[Part of a data file]
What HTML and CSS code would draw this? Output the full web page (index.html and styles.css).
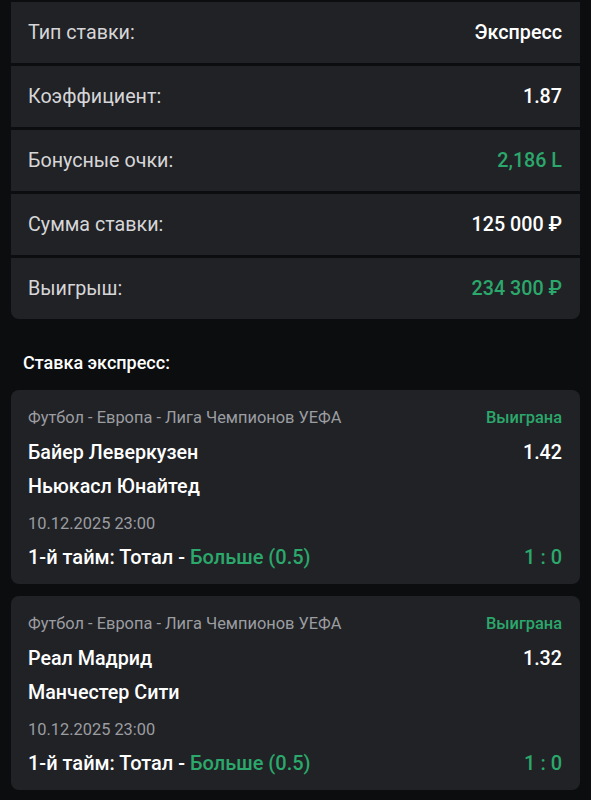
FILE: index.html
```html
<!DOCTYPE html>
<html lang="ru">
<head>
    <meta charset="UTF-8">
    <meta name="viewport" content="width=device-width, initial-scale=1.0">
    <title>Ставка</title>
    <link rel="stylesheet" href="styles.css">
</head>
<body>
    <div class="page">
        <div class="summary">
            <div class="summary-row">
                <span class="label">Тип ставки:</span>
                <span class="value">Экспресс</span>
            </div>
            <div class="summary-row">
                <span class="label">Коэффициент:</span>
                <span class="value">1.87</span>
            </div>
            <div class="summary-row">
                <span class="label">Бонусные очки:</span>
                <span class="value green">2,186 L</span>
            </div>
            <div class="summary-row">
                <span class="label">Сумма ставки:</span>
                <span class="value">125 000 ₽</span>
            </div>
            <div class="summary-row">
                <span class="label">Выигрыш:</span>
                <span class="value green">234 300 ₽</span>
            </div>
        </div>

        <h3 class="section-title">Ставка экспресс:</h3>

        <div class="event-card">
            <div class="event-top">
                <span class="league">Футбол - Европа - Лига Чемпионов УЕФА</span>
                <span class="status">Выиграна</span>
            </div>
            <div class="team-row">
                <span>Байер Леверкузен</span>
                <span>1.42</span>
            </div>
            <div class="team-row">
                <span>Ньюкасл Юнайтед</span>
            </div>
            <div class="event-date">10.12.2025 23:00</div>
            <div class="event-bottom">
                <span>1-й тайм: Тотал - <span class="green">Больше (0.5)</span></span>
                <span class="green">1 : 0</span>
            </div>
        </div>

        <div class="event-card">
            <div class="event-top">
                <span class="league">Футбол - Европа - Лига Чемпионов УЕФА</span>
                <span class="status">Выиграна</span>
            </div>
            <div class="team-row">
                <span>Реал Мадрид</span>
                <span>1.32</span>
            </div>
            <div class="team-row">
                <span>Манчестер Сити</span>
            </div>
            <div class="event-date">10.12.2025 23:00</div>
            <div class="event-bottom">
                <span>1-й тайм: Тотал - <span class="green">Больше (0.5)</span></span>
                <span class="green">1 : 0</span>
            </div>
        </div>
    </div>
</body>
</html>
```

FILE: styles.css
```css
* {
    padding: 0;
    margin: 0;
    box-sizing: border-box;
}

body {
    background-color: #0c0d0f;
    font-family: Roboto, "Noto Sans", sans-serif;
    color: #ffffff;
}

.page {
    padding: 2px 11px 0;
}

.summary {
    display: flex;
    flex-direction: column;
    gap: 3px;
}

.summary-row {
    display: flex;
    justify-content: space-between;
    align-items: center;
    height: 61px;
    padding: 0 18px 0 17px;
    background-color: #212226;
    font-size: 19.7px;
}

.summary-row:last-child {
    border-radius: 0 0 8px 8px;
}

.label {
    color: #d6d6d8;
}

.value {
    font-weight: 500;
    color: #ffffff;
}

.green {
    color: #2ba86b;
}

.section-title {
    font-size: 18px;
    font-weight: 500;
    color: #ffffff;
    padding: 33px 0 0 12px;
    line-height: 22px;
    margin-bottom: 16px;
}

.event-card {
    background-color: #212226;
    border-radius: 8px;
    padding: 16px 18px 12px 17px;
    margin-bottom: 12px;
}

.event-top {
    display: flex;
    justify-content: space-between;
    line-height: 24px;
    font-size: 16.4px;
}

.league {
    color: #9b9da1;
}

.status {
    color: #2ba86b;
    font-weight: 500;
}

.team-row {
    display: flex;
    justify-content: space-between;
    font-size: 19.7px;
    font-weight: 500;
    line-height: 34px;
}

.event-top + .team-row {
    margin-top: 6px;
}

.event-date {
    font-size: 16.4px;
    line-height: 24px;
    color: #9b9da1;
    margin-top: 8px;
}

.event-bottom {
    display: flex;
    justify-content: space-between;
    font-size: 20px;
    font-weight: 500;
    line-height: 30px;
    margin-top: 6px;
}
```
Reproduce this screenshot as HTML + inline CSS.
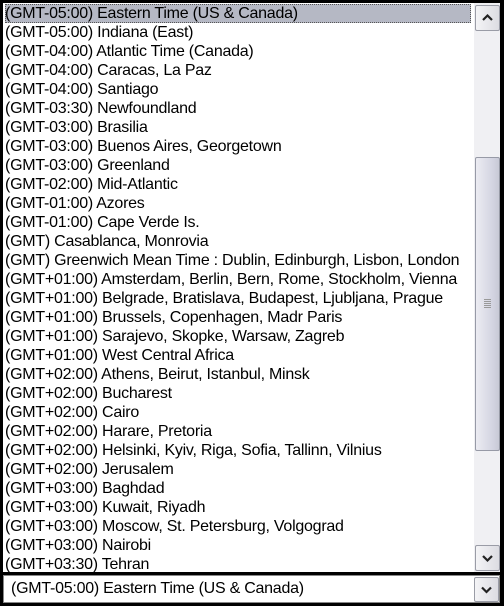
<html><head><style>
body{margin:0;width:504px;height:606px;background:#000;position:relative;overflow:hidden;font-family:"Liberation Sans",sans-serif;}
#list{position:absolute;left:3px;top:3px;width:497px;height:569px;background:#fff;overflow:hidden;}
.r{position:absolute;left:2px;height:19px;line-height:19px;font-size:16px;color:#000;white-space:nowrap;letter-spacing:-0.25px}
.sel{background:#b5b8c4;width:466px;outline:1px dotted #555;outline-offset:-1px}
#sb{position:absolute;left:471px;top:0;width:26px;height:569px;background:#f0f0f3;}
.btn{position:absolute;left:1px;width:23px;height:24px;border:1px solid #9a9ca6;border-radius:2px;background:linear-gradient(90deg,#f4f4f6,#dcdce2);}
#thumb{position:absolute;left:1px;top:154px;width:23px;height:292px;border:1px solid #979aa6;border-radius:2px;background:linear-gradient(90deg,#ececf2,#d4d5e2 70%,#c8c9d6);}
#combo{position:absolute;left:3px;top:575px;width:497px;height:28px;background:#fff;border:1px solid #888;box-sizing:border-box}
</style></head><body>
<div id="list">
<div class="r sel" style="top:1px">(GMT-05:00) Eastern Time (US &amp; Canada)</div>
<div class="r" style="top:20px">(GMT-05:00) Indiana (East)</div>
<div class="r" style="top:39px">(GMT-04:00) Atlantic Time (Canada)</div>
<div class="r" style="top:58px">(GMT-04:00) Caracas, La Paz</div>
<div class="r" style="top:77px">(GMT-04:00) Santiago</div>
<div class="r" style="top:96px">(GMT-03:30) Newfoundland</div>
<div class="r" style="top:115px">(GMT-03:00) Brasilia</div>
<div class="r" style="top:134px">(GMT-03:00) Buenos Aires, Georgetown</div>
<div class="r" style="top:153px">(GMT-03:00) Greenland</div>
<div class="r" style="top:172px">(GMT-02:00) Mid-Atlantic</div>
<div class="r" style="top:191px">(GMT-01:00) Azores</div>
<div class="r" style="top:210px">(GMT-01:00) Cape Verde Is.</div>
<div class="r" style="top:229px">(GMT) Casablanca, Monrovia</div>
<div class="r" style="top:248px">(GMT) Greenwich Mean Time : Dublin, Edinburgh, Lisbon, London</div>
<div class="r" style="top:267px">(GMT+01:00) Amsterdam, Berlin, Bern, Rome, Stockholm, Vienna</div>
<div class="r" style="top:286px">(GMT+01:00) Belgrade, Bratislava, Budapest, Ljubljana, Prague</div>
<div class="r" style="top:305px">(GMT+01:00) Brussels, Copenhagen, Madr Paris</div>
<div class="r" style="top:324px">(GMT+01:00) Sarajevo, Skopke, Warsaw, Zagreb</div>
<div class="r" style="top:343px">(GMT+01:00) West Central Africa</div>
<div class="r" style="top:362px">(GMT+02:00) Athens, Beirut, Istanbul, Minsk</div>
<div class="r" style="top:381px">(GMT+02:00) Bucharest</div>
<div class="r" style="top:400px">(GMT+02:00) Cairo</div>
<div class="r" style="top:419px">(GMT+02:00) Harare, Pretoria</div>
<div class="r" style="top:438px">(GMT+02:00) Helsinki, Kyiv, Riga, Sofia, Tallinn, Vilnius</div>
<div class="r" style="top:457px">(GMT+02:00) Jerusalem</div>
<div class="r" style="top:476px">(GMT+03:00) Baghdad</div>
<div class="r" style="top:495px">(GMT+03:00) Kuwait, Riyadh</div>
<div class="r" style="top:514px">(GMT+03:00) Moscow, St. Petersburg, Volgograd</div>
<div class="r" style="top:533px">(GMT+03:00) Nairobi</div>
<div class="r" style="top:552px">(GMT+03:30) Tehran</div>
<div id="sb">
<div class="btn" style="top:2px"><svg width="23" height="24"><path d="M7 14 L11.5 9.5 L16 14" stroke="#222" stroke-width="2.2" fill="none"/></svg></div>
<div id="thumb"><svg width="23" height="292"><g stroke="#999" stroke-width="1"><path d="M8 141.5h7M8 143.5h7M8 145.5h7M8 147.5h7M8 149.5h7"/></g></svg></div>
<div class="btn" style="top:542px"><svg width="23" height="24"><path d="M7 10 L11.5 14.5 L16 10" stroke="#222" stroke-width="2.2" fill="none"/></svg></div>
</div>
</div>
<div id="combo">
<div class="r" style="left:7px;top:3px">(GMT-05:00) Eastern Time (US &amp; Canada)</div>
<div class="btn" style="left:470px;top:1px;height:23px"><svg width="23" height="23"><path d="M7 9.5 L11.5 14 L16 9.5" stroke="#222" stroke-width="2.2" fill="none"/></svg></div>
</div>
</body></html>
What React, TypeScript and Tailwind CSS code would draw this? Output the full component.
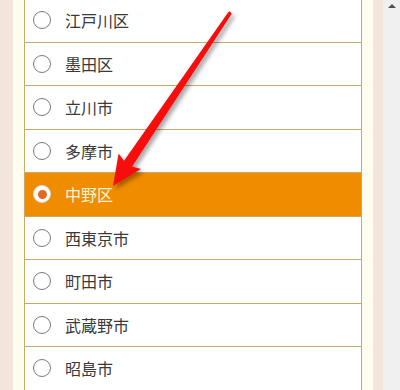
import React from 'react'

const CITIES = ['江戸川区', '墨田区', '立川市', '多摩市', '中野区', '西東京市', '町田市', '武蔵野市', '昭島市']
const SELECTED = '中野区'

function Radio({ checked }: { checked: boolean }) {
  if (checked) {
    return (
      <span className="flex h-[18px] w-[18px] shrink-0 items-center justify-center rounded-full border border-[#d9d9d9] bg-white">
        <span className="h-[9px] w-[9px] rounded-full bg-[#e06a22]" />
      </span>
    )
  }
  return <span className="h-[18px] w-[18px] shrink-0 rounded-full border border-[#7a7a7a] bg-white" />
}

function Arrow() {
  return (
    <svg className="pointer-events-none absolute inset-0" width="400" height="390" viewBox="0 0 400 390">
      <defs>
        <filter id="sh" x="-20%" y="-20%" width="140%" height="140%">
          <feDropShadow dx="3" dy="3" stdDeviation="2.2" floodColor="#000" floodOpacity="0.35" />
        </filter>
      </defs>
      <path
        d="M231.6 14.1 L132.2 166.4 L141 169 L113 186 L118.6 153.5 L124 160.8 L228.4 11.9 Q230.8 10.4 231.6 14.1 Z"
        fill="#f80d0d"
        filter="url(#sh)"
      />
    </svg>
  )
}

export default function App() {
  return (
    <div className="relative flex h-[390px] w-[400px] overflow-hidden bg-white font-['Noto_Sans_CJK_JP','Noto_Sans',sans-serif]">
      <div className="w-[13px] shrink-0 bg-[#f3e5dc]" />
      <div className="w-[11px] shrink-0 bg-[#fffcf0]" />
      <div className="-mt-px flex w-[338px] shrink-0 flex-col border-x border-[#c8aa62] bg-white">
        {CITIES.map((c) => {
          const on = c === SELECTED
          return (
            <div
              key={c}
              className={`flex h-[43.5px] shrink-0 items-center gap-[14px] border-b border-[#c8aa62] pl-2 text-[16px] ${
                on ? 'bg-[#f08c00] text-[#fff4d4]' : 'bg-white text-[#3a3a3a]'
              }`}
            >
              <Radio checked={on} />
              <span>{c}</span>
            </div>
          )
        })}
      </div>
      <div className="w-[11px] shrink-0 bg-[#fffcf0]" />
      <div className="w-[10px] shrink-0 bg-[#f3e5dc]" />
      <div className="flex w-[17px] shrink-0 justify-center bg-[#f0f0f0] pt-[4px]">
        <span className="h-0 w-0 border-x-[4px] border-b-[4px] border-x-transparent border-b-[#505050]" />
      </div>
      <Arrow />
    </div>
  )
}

» The task
Copy out exactly the material that runs from the line with "What React, TypeScript" to the line with "const SELECTED = '中野区'", ends included, and leave the pictures behind.

» Output for this exercise
What React, TypeScript and Tailwind CSS code would draw this? Output the full component.
import React from 'react'

const CITIES = ['江戸川区', '墨田区', '立川市', '多摩市', '中野区', '西東京市', '町田市', '武蔵野市', '昭島市']
const SELECTED = '中野区'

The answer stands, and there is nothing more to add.